Solution #2 – Signals (SIGIO)

  • Signals = genuinely asynchronous: kernel delivers an interrupt-like notification.
  • Already used for SIGFPE, SIGSEGV; can also flag I/O readiness with SIGIO.
  • Normal terminal I/O problems to overcome:
    • Canonical (line-buffered) mode waits for Return.
    • Driver echoes and interprets arrows, Backspace, Ctrl-C, etc.

SIGIO life-cycle

  1. Enable async on the desired file descriptor (fd).
  2. Link fd to owner process that will receive SIGIO.
  3. Adjust terminal to raw/no-echo so data comes byte-for-byte.
  4. Install signal()/sigaction() handler.
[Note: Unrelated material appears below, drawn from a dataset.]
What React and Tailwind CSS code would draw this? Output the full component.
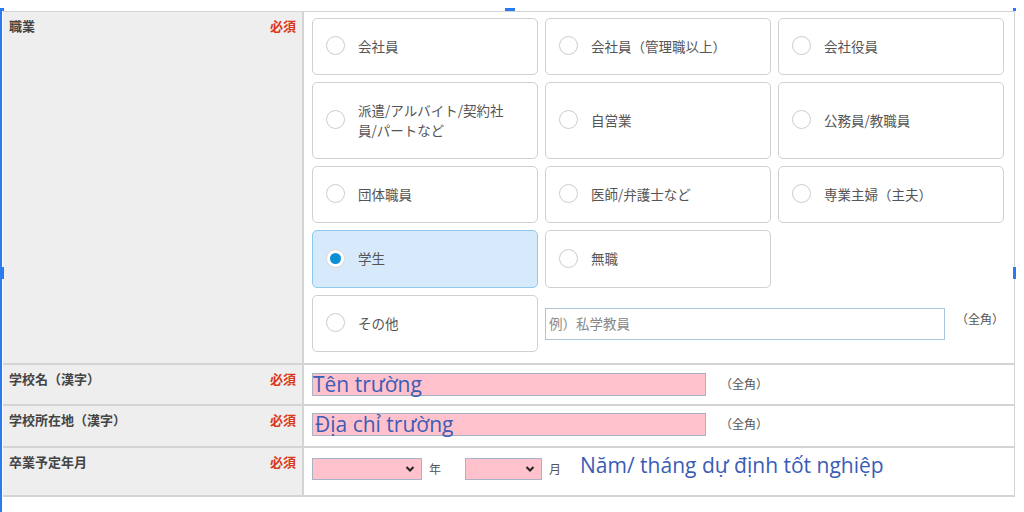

fcntl(2) – File-descriptor Control

  • Header: #include <fcntl.h>
  • Prototype: int fcntl(int fd, int cmd, ...);
  • Steps to arm SIGIO
    • Set owning process: fcntl(fd, F_SETOWN, getpid());
    • Get current flag bits: int flags = fcntl(fd, F_GETFL);
    • OR in O_ASYNC: fcntl(fd, F_SETFL, flags | O_ASYNC);
  • Conceptual bitmask: flags{new}=flags{old}\ \lor\ O_ASYNC.
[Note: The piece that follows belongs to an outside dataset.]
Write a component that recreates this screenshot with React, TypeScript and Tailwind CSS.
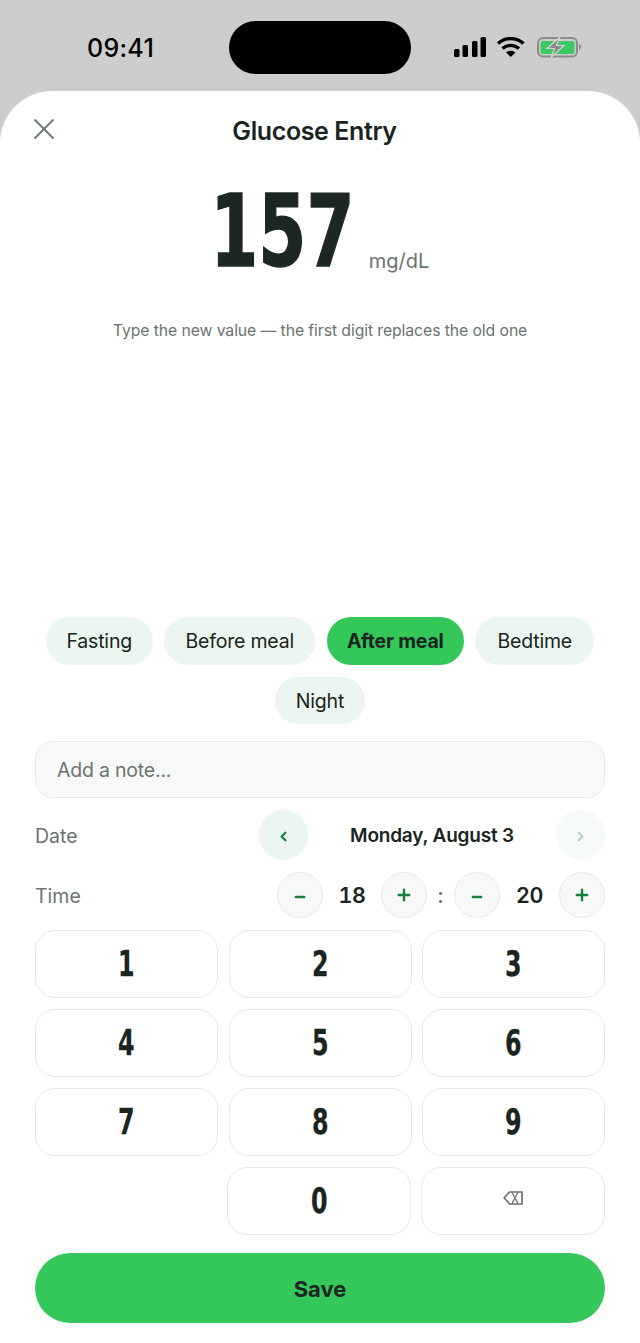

STTY – Tweaking Terminal Behaviour

  • Need raw mode & no echo for unprocessed chars:
    • Enter: system("stty raw -echo");
    • Restore: system("stty cooked +echo");
  • Alternatives: do once manually before/after program, or via termios POSIX APIs (more portable).

POSIX AIO (Asynchronous I/O) – "Let’s do it again …"

  • Compile with -lrt to link librt (where AIO lives).
  • Uses giant control block struct aiocb (≃ 14 fields). Key fields used in lecture:
    • aio_fildes: file descriptor (0 = stdin).
    • aio_buf: pointer to user buffer.
    • aio_nbytes: transfer length.
    • aio_offset: file offset (unused for tty).
    • aio_sigevent: sub-struct defining completion notification → here SIGEV_SIGNAL + SIGIO.

Minimal setup code

static char input[1];
struct aiocb my_buffer;

void setup(void) {
    my_buffer.aio_fildes              = 0;          // stdin
    my_buffer.aio_buf                 = input;
    my_buffer.aio_nbytes              = 1;          // 1 byte
    my_buffer.aio_offset              = 0;
    my_buffer.aio_sigevent.sigev_notify = SIGEV_SIGNAL;
    my_buffer.aio_sigevent.sigev_signo  = SIGIO;
    aio_read(&my_buffer);             // arm first request
    signal(SIGIO, handler);           // install handler
}
  • Inside handler(int signum)
    • Check for errors: if (aio_error(&my_buffer) == 0)
    • Obtain return value (#bytes): aio_return(&my_buffer);
    • Access character: char c = *(char*)my_buffer.aio_buf;
    • Re-issue next read: aio_read(&my_buffer);

STRACE – System-Call & Signal Tracer

  • Launch: strace ./my_exe (records every syscall + delivered signals).
  • Flags
    • -f: follow into children after fork()/clone().
  • Learning method: run it, inspect output, consult man <syscall> for unknown names.

Practical/Philosophical Implications

  • Asynchronicity ≠ perfection: program must be written in event-driven style, or with non-blocking loops, not just sprinkled with signals.
  • Trade-off triangle: threads vs signals vs polling (CPU, memory, debuggability).
  • Embedded devices: signals/AIO often favoured because single-core, tight RAM, but require careful design.
  • Large-scale services (web, games) lean toward event-driven edge tracking for scalability.